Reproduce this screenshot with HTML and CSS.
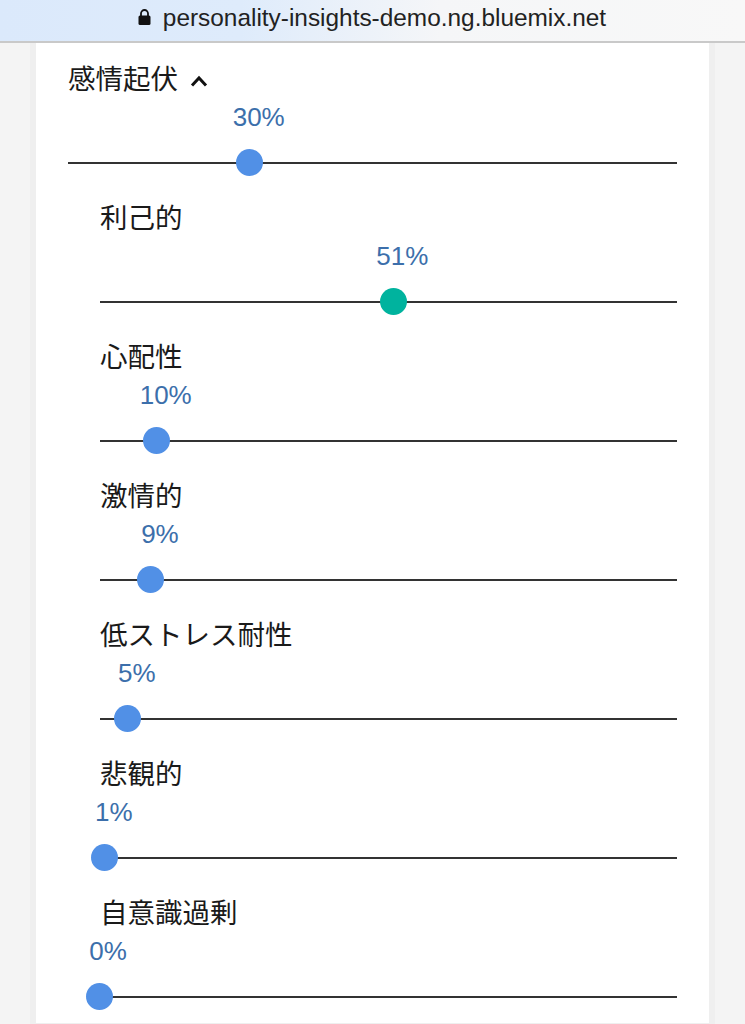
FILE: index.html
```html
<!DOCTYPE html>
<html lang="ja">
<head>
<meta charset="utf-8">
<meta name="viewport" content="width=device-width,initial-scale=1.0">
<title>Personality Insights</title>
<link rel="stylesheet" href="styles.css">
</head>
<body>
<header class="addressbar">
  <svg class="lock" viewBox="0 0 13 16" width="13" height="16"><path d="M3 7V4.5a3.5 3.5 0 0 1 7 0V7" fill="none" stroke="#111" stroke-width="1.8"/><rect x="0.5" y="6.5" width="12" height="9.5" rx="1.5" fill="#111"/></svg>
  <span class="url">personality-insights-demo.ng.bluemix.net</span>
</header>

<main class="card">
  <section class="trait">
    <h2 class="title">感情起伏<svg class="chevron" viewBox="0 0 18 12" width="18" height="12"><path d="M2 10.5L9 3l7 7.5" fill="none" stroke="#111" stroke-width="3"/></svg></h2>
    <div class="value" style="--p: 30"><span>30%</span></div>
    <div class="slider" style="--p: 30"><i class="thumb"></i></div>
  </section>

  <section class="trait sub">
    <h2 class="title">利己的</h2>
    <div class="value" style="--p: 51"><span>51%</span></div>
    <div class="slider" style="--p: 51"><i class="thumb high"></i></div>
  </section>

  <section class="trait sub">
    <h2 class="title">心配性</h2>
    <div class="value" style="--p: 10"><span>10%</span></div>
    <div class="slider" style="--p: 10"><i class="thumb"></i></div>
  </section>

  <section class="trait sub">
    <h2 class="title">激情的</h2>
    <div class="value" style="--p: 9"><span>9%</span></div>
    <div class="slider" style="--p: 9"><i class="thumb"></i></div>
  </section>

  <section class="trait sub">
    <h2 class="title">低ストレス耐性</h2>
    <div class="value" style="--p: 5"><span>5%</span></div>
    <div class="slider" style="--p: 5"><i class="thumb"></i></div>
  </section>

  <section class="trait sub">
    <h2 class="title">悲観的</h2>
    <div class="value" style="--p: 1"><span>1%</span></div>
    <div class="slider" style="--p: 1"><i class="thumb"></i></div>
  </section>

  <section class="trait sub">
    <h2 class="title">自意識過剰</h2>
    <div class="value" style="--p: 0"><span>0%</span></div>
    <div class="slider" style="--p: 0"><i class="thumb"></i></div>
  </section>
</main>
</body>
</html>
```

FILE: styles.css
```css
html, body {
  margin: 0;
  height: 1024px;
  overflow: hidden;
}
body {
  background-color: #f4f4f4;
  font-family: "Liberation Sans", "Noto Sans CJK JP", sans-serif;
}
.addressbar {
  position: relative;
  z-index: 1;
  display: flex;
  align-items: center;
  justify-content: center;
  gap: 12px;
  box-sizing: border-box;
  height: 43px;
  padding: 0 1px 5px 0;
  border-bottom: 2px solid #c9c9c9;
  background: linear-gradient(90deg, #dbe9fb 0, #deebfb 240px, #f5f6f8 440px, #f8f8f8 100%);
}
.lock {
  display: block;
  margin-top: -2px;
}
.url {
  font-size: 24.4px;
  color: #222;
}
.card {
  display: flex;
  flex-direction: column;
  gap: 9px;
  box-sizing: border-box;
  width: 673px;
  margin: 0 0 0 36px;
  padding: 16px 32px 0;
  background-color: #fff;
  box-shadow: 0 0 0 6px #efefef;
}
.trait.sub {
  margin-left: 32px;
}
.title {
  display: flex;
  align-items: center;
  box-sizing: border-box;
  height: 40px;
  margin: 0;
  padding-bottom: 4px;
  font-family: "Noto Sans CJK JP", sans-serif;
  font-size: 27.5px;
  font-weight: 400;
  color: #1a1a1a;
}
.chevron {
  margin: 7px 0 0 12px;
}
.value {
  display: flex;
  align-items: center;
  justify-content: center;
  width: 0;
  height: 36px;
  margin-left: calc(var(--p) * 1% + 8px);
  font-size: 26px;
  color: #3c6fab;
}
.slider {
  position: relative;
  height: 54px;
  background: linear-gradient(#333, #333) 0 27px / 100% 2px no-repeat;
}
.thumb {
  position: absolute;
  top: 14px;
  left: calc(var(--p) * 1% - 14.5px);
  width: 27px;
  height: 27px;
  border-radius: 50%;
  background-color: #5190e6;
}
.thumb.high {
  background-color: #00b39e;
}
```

——

Pictures are to be left out; repeat all the remaining data exactly.

Reproduce this screenshot with HTML and CSS.
FILE: index.html
```html
<!DOCTYPE html>
<html lang="ja">
<head>
<meta charset="utf-8">
<meta name="viewport" content="width=device-width,initial-scale=1.0">
<title>Personality Insights</title>
<link rel="stylesheet" href="styles.css">
</head>
<body>
<header class="addressbar">
  <svg class="lock" viewBox="0 0 13 16" width="13" height="16"><path d="M3 7V4.5a3.5 3.5 0 0 1 7 0V7" fill="none" stroke="#111" stroke-width="1.8"/><rect x="0.5" y="6.5" width="12" height="9.5" rx="1.5" fill="#111"/></svg>
  <span class="url">personality-insights-demo.ng.bluemix.net</span>
</header>

<main class="card">
  <section class="trait">
    <h2 class="title">感情起伏<svg class="chevron" viewBox="0 0 18 12" width="18" height="12"><path d="M2 10.5L9 3l7 7.5" fill="none" stroke="#111" stroke-width="3"/></svg></h2>
    <div class="value" style="--p: 30"><span>30%</span></div>
    <div class="slider" style="--p: 30"><i class="thumb"></i></div>
  </section>

  <section class="trait sub">
    <h2 class="title">利己的</h2>
    <div class="value" style="--p: 51"><span>51%</span></div>
    <div class="slider" style="--p: 51"><i class="thumb high"></i></div>
  </section>

  <section class="trait sub">
    <h2 class="title">心配性</h2>
    <div class="value" style="--p: 10"><span>10%</span></div>
    <div class="slider" style="--p: 10"><i class="thumb"></i></div>
  </section>

  <section class="trait sub">
    <h2 class="title">激情的</h2>
    <div class="value" style="--p: 9"><span>9%</span></div>
    <div class="slider" style="--p: 9"><i class="thumb"></i></div>
  </section>

  <section class="trait sub">
    <h2 class="title">低ストレス耐性</h2>
    <div class="value" style="--p: 5"><span>5%</span></div>
    <div class="slider" style="--p: 5"><i class="thumb"></i></div>
  </section>

  <section class="trait sub">
    <h2 class="title">悲観的</h2>
    <div class="value" style="--p: 1"><span>1%</span></div>
    <div class="slider" style="--p: 1"><i class="thumb"></i></div>
  </section>

  <section class="trait sub">
    <h2 class="title">自意識過剰</h2>
    <div class="value" style="--p: 0"><span>0%</span></div>
    <div class="slider" style="--p: 0"><i class="thumb"></i></div>
  </section>
</main>
</body>
</html>
```

FILE: styles.css
```css
html, body {
  margin: 0;
  height: 1024px;
  overflow: hidden;
}
body {
  background-color: #f4f4f4;
  font-family: "Liberation Sans", "Noto Sans CJK JP", sans-serif;
}
.addressbar {
  position: relative;
  z-index: 1;
  display: flex;
  align-items: center;
  justify-content: center;
  gap: 12px;
  box-sizing: border-box;
  height: 43px;
  padding: 0 1px 5px 0;
  border-bottom: 2px solid #c9c9c9;
  background: linear-gradient(90deg, #dbe9fb 0, #deebfb 240px, #f5f6f8 440px, #f8f8f8 100%);
}
.lock {
  display: block;
  margin-top: -2px;
}
.url {
  font-size: 24.4px;
  color: #222;
}
.card {
  display: flex;
  flex-direction: column;
  gap: 9px;
  box-sizing: border-box;
  width: 673px;
  margin: 0 0 0 36px;
  padding: 16px 32px 0;
  background-color: #fff;
  box-shadow: 0 0 0 6px #efefef;
}
.trait.sub {
  margin-left: 32px;
}
.title {
  display: flex;
  align-items: center;
  box-sizing: border-box;
  height: 40px;
  margin: 0;
  padding-bottom: 4px;
  font-family: "Noto Sans CJK JP", sans-serif;
  font-size: 27.5px;
  font-weight: 400;
  color: #1a1a1a;
}
.chevron {
  margin: 7px 0 0 12px;
}
.value {
  display: flex;
  align-items: center;
  justify-content: center;
  width: 0;
  height: 36px;
  margin-left: calc(var(--p) * 1% + 8px);
  font-size: 26px;
  color: #3c6fab;
}
.slider {
  position: relative;
  height: 54px;
  background: linear-gradient(#333, #333) 0 27px / 100% 2px no-repeat;
}
.thumb {
  position: absolute;
  top: 14px;
  left: calc(var(--p) * 1% - 14.5px);
  width: 27px;
  height: 27px;
  border-radius: 50%;
  background-color: #5190e6;
}
.thumb.high {
  background-color: #00b39e;
}
```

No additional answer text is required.